For full-year 2025, management maintained guidance:
- Gross margin in the 17–19% range.
- Capital expenditures of $10–12M plus $8–10M for Mexico expansion by year-end.
Management emphasized visibility to $300M+ in annual product revenues within two years, even with truck and power sports demand at current levels, and highlighted capacity to support $450M top line as new wins ramp.
- Continued focus on operational excellence and margin optimization.
- Ongoing monitoring of trade policy and customer demand signals.
Takeaways
CMT’s Q2 marks a strategic pivot, with near-term headwinds offset by high-quality execution and a robust new business pipeline. The SMC commercialization push, Mexico expansion, and cost discipline provide a foundation for structurally higher growth and margin profile.
- Growth Engines Accelerate: New business wins and SMC momentum position CMT for a return to $300M+ product revenues by 2027.
- Operational Strength: Margin resilience and quality metrics underpin confidence in scaling new programs and capabilities.
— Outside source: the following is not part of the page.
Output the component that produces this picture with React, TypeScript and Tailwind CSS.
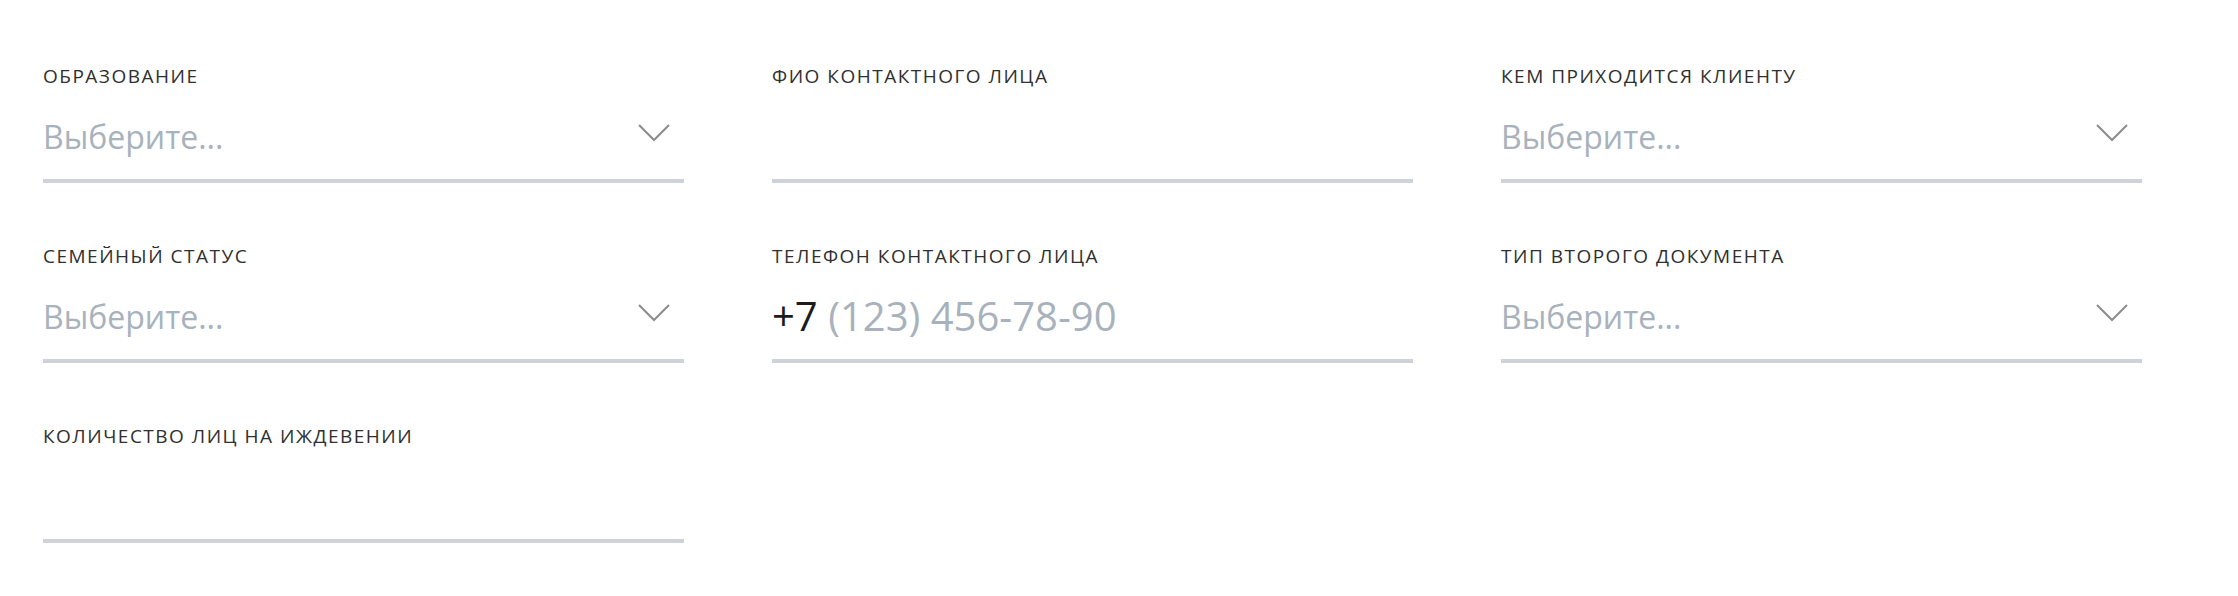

- Watch Mexico Integration: Execution on expansion and new program launches will be critical for realizing long-term upside.
Conclusion
CMT’s disciplined execution and strategic investments are transforming the company’s growth profile, with SMC and Mexico expansion providing clear catalysts despite near-term demand softness. Leadership continuity and operational excellence position the company to capitalize on emerging opportunities and deliver sustainable value.
Industry Read-Through
CMT’s results highlight a broader shift in engineered materials manufacturing toward value-added, high-specification composites and multi-process capabilities. The company’s ability to win new business in aerospace, EV, and industrials signals accelerating demand for lightweight, durable components and integrated solutions. Mexico’s role as a strategic manufacturing hub is reinforced, with OEMs seeking proximity, cost advantages, and supply chain resilience. For peers, the focus on operational discipline, end-market diversification, and capital allocation will be critical to navigating cyclical slowdowns and capturing next-generation growth.